Appearance and General Info


Family:
Compositae

Common Name:
Chichory


Description:
Chicory is a bushy perennial herb with blue, lavender, and occasionally, white flowers.  The purple rays of the chicory flower are jagged at the edge and delicate. The basal leaves are similar to a dandelion in their first rosette leaves, but then the plant continues to grow up a tall stalk to produce the seeds.  Chicory has a deep taproot reaching down to many feet into the earth.  

Medicinal Uses:
The herb used in a tea is commonly used as a blood purifier (detoxifier), tonic, and decongestant of the internal organs. A tea made of the roots, flowers, and leaves is a good wash for skin irritations, including athlete’s foot. You can apply a compress of the boiled leaves and flowers, wrapped in a clean cotton cloth, to swellings, boils, and mild inflammations to promote relief.

Edible Uses:
The whole plant is edible, and in particular the leaves and roots are commonly used.  The leaves make a fantastic salad addition with a slightly bitter taste.  Blended in with other greens it adds a great additional flavor.  The roots blended raw into soups and chai teas create a highly mineral rich food.  Chicory root has long been used as a substitute for coffee.

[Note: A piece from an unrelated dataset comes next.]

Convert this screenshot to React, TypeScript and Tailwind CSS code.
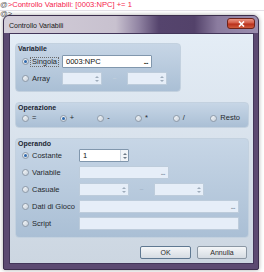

The roots are baked, ground, and used as a coffee substitute.  The dried or roasted roots make an excellent addition to herbal tea blends as well.  We prefer to use the root dried and mix it with part roasted to receive the flavor of “dark roast” but the nutrition of the unaltered root.  Together they make a fantastic morning beverage.  Chicory contains inulin, which is used as a sweetener in the food industry, sometimes being added to yogurts as a probiotic. Chicory is also a good source of vitamins A,C,K,E, and B complex, as well as potassium, calcium, phosphorus, copper, zinc, and magnesium.